Cryptocurrency is digital currency, meant to have protections that prevent it from being traded more than once and has the ability to be tracked so it can’t be duplicated or hacked. Crypto is also among the most unregulated parts of the financial sector. Initially, the collapse of FTX was believed to be due to a bank-run on the exchange servers. However, as new details have emerged, many are learning about the true logistics of its collapse.


FTX was valued at around $32 billion, with its name frequently being seen at sports stadiums or in TV ads. While not being a publicly traded company, the effects of FTX’s bankruptcy can be seen in slumps from Bitcoin, and Coinbase, to name a few.


The fall of FTX was first seen at the beginning of November, with CoinDesk, a digital news currency site, revealing that Alameda Research, a fellow trading firm established by FTX CEO Sam Bankman-Fried, was heavily reliant on FTT, a token issued by FTX.


When the balance sheet was leaked, it was revealed that the illusion of a professional, successful trading firm was all but an illusion. After the report was published, crypto exchange Binance stated that it would liquidate their holdings in FTT, other cryptocurrencies and investors soon followed. On Friday, November 11th, Bankman-Fried announced that FTX had declared bankruptcy, and resigned as CEO.


Reports have stated that over $1 billion of customer funds are missing from FTX, and investigations have begun into the exchange. Legal experts have stated that FTX’s use of customer money was not clearly communicated, and there are grounds for fraud and embezzlement suits.


Legitimacy in cryptocurrency has taken a toll this year, however, with FTX’s fall, it appears that the short-run faith in crypto has fallen, with Bitcoin and Ethereum going down nearly 10% in the past week.

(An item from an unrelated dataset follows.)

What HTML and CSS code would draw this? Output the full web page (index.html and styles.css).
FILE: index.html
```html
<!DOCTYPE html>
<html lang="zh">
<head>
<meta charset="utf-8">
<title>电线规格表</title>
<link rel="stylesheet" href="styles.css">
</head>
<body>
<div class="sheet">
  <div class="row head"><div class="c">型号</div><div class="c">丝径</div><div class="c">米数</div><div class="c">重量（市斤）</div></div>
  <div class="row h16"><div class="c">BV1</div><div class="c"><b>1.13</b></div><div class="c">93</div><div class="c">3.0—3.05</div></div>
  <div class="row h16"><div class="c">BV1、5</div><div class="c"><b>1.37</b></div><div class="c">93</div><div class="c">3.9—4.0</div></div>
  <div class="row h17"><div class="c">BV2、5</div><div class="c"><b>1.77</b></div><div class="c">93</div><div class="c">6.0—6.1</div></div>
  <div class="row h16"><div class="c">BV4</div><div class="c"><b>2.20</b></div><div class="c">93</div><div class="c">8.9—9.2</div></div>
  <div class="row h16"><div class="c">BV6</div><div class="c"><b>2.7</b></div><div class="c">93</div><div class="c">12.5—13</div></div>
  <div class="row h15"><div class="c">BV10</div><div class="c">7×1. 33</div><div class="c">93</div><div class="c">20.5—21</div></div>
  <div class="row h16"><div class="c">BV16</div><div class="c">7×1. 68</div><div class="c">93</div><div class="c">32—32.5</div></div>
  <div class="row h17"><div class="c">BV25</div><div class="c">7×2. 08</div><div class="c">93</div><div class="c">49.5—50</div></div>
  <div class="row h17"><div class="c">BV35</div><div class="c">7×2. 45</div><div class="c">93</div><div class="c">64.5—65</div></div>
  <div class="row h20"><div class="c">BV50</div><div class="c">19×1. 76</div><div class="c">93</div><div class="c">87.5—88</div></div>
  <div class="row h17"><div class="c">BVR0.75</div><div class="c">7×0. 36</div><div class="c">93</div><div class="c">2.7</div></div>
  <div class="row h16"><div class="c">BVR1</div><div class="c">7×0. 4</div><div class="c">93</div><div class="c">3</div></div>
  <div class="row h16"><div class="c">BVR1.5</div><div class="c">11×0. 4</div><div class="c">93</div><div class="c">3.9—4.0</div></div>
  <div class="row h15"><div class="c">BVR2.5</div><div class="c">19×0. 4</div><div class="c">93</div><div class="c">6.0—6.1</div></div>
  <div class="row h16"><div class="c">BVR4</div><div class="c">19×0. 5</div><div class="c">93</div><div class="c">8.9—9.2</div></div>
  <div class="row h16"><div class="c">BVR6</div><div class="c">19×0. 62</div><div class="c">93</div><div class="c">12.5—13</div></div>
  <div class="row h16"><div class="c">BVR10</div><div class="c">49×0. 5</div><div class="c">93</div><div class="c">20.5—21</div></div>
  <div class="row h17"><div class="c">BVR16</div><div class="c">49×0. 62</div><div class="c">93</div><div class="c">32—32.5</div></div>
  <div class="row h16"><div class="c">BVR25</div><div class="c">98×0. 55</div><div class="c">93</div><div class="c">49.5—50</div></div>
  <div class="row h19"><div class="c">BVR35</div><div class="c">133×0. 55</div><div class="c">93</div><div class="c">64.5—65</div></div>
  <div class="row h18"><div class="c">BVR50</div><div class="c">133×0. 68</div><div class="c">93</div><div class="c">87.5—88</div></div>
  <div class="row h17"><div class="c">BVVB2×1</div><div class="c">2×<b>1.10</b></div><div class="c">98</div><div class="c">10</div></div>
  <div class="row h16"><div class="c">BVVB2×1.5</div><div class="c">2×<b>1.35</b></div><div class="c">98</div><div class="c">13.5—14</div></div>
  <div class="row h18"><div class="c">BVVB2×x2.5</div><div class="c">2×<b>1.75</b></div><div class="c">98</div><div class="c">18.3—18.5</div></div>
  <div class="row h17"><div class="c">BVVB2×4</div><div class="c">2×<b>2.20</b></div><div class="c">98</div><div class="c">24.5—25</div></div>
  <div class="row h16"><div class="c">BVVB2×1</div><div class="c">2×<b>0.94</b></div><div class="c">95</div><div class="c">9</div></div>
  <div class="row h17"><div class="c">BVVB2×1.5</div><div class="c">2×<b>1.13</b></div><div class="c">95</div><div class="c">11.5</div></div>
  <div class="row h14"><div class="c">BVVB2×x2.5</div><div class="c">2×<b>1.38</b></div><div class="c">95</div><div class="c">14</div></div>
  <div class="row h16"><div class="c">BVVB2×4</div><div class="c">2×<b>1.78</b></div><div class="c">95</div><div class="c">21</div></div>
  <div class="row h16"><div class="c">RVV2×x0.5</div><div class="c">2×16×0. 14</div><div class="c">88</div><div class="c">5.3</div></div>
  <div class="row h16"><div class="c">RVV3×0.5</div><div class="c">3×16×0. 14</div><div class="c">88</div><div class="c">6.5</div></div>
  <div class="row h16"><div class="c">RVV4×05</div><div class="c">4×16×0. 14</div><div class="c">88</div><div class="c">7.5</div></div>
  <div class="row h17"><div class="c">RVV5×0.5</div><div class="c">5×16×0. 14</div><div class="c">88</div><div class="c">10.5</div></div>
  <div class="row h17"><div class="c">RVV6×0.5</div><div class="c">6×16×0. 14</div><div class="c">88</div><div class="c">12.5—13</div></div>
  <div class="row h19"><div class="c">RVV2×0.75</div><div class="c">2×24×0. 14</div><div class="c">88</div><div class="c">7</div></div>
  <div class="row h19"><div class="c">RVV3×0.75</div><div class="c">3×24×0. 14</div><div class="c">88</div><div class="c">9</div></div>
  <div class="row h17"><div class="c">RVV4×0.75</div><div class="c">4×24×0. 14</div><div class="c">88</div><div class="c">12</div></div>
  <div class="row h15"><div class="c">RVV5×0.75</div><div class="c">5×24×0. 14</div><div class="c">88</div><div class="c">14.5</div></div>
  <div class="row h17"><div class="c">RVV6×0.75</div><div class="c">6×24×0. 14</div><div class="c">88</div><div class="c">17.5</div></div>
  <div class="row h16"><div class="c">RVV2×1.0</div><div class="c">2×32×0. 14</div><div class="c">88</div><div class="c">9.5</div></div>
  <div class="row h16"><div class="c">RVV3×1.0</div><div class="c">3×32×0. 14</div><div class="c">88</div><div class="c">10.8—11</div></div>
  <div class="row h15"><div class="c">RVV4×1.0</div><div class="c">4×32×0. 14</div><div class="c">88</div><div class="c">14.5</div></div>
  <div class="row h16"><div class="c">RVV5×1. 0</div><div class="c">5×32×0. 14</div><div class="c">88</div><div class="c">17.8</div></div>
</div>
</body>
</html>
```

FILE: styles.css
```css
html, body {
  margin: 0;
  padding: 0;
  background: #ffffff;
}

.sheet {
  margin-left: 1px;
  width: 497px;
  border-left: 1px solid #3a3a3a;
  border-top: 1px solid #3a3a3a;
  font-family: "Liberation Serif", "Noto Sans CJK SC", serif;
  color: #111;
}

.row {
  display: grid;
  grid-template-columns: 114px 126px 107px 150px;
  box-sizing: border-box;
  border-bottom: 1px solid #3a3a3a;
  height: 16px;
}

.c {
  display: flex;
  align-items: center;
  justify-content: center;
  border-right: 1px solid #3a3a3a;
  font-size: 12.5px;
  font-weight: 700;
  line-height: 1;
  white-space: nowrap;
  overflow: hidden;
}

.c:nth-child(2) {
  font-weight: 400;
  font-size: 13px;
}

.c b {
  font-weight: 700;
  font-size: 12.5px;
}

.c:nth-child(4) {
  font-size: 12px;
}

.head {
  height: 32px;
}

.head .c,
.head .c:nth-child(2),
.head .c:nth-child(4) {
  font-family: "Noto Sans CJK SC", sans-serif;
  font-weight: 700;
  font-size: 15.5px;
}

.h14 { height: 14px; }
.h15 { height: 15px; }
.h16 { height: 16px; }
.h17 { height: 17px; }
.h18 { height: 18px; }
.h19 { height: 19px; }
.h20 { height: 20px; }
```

A class action suit has been filed against FTX as well as many celebrity endorsers of the exchange, alleging that they falsely represented the safety of FTX and tricked many novice investors who utilize mobile apps to make their trades. Along with Bankman-Fried, the suit also names celebrity endorsers of Tom Brady, Larry David, Stephen Curry, Shaquille O’Neal, and Gisele Bundchen.


Current CEO John Ray III has to now maneuver the clean-up of the scandal. Ray had helped the clean-up operations of the Enron scandal in the early 2000’s, and many have compared FTX’s fall with his previous scandal. If the logistics behind FTX’s fall is anything like Enron, then it is likely that big changes are coming for the crypto market.


At the time of its collapse, Enron was the 7th largest company in the US. Its bankruptcy was the biggest US bankruptcy at that point, and was one of the first major corporate collapses of the 21st century. Its fall was based around how it appeared marketable, hiding its losses, shredding documents, and citing future profitable opportunities as current profits. This was all done through Arthur Andersen LLP, its accounting firm. The fall led to the public perception that the stock market was risky, and led to tighter regulations being passed on companies.


The fallout of FTX has led to many being skeptical of the crypto market, however, it is not crystal clear yet. Many have stated that their skepticism of the market has been correct and that crypto is simply too shady to enter, while others have stuck to their guns, keeping Bitcoins price steady. As for regulations on the market, they are still yet to be announced.